Short exercise: Reproduce the records below in full and without edits, omitting images.

%%

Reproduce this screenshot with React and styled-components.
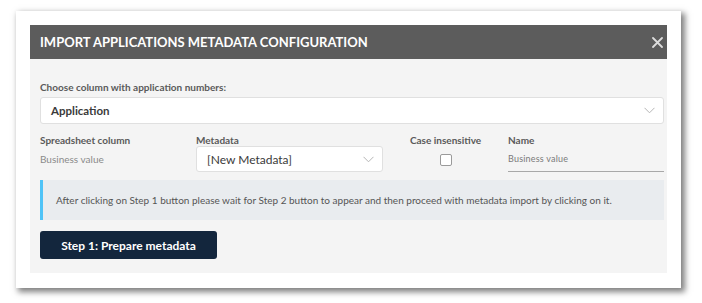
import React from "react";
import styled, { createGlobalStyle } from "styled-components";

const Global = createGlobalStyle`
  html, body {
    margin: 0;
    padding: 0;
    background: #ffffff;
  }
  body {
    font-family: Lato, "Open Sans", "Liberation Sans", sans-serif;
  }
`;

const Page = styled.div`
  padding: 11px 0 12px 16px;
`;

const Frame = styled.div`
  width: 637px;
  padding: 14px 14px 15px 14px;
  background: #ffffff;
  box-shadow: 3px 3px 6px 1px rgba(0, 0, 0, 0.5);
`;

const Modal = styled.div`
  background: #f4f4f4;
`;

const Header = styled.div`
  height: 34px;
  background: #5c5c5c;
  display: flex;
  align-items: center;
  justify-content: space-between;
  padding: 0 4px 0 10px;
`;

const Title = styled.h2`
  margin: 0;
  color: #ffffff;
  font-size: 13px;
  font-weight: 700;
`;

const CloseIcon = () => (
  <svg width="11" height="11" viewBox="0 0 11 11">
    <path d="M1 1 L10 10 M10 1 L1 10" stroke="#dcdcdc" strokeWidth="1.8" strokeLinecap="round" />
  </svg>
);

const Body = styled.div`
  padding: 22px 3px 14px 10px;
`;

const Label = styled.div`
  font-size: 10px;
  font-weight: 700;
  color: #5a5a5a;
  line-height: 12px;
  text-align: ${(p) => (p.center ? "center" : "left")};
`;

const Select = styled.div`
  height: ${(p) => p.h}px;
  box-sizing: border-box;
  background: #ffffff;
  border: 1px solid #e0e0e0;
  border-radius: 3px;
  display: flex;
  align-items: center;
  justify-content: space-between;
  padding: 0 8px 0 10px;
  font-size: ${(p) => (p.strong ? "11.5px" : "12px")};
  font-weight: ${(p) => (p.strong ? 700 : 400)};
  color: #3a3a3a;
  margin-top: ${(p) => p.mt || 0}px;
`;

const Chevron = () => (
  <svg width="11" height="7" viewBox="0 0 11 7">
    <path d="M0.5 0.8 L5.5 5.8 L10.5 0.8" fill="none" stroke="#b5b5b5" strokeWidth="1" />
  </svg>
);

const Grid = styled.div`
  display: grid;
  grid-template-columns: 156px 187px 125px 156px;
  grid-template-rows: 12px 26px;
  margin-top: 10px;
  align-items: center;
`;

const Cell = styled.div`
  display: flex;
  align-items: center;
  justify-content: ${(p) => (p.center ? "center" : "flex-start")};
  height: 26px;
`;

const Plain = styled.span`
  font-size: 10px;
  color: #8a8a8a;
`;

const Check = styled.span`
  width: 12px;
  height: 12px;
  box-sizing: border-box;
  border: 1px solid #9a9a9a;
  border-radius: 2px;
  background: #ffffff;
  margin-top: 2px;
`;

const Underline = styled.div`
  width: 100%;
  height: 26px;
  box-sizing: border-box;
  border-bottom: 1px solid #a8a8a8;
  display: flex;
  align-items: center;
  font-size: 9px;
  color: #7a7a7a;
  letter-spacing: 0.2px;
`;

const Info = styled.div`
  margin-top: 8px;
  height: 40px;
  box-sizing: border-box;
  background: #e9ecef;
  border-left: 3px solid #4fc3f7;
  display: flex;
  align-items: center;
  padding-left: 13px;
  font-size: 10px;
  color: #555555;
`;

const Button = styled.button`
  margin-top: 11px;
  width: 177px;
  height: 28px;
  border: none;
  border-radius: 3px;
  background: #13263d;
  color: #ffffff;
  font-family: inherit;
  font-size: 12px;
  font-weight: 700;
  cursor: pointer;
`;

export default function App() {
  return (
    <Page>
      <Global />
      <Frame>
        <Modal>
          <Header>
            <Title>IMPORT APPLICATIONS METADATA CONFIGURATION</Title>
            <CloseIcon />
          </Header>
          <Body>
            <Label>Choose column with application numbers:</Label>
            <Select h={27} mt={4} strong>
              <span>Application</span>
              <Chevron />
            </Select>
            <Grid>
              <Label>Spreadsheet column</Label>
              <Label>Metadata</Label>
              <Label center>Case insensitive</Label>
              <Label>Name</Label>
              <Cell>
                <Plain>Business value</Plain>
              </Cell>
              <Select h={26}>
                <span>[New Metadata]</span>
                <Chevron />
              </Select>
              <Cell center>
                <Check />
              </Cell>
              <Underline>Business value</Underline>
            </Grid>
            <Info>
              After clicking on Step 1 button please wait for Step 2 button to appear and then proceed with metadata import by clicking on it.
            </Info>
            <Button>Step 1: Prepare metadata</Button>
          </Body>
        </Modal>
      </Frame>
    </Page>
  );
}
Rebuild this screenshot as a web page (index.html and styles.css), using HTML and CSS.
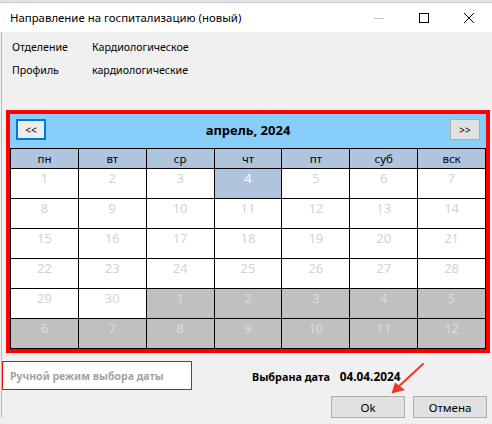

%%

Complete answer:
Reproduce this screenshot with React and styled-components.
import React from "react";
import styled, { createGlobalStyle } from "styled-components";

const Global = createGlobalStyle`
  html, body {
    margin: 0;
    padding: 0;
    background: #ffffff;
  }
  body {
    font-family: Lato, "Open Sans", "Liberation Sans", sans-serif;
  }
`;

const Page = styled.div`
  padding: 11px 0 12px 16px;
`;

const Frame = styled.div`
  width: 637px;
  padding: 14px 14px 15px 14px;
  background: #ffffff;
  box-shadow: 3px 3px 6px 1px rgba(0, 0, 0, 0.5);
`;

const Modal = styled.div`
  background: #f4f4f4;
`;

const Header = styled.div`
  height: 34px;
  background: #5c5c5c;
  display: flex;
  align-items: center;
  justify-content: space-between;
  padding: 0 4px 0 10px;
`;

const Title = styled.h2`
  margin: 0;
  color: #ffffff;
  font-size: 13px;
  font-weight: 700;
`;

const CloseIcon = () => (
  <svg width="11" height="11" viewBox="0 0 11 11">
    <path d="M1 1 L10 10 M10 1 L1 10" stroke="#dcdcdc" strokeWidth="1.8" strokeLinecap="round" />
  </svg>
);

const Body = styled.div`
  padding: 22px 3px 14px 10px;
`;

const Label = styled.div`
  font-size: 10px;
  font-weight: 700;
  color: #5a5a5a;
  line-height: 12px;
  text-align: ${(p) => (p.center ? "center" : "left")};
`;

const Select = styled.div`
  height: ${(p) => p.h}px;
  box-sizing: border-box;
  background: #ffffff;
  border: 1px solid #e0e0e0;
  border-radius: 3px;
  display: flex;
  align-items: center;
  justify-content: space-between;
  padding: 0 8px 0 10px;
  font-size: ${(p) => (p.strong ? "11.5px" : "12px")};
  font-weight: ${(p) => (p.strong ? 700 : 400)};
  color: #3a3a3a;
  margin-top: ${(p) => p.mt || 0}px;
`;

const Chevron = () => (
  <svg width="11" height="7" viewBox="0 0 11 7">
    <path d="M0.5 0.8 L5.5 5.8 L10.5 0.8" fill="none" stroke="#b5b5b5" strokeWidth="1" />
  </svg>
);

const Grid = styled.div`
  display: grid;
  grid-template-columns: 156px 187px 125px 156px;
  grid-template-rows: 12px 26px;
  margin-top: 10px;
  align-items: center;
`;

const Cell = styled.div`
  display: flex;
  align-items: center;
  justify-content: ${(p) => (p.center ? "center" : "flex-start")};
  height: 26px;
`;

const Plain = styled.span`
  font-size: 10px;
  color: #8a8a8a;
`;

const Check = styled.span`
  width: 12px;
  height: 12px;
  box-sizing: border-box;
  border: 1px solid #9a9a9a;
  border-radius: 2px;
  background: #ffffff;
  margin-top: 2px;
`;

const Underline = styled.div`
  width: 100%;
  height: 26px;
  box-sizing: border-box;
  border-bottom: 1px solid #a8a8a8;
  display: flex;
  align-items: center;
  font-size: 9px;
  color: #7a7a7a;
  letter-spacing: 0.2px;
`;

const Info = styled.div`
  margin-top: 8px;
  height: 40px;
  box-sizing: border-box;
  background: #e9ecef;
  border-left: 3px solid #4fc3f7;
  display: flex;
  align-items: center;
  padding-left: 13px;
  font-size: 10px;
  color: #555555;
`;

const Button = styled.button`
  margin-top: 11px;
  width: 177px;
  height: 28px;
  border: none;
  border-radius: 3px;
  background: #13263d;
  color: #ffffff;
  font-family: inherit;
  font-size: 12px;
  font-weight: 700;
  cursor: pointer;
`;

export default function App() {
  return (
    <Page>
      <Global />
      <Frame>
        <Modal>
          <Header>
            <Title>IMPORT APPLICATIONS METADATA CONFIGURATION</Title>
            <CloseIcon />
          </Header>
          <Body>
            <Label>Choose column with application numbers:</Label>
            <Select h={27} mt={4} strong>
              <span>Application</span>
              <Chevron />
            </Select>
            <Grid>
              <Label>Spreadsheet column</Label>
              <Label>Metadata</Label>
              <Label center>Case insensitive</Label>
              <Label>Name</Label>
              <Cell>
                <Plain>Business value</Plain>
              </Cell>
              <Select h={26}>
                <span>[New Metadata]</span>
                <Chevron />
              </Select>
              <Cell center>
                <Check />
              </Cell>
              <Underline>Business value</Underline>
            </Grid>
            <Info>
              After clicking on Step 1 button please wait for Step 2 button to appear and then proceed with metadata import by clicking on it.
            </Info>
            <Button>Step 1: Prepare metadata</Button>
          </Body>
        </Modal>
      </Frame>
    </Page>
  );
}
Rebuild this screenshot as a web page (index.html and styles.css), using HTML and CSS.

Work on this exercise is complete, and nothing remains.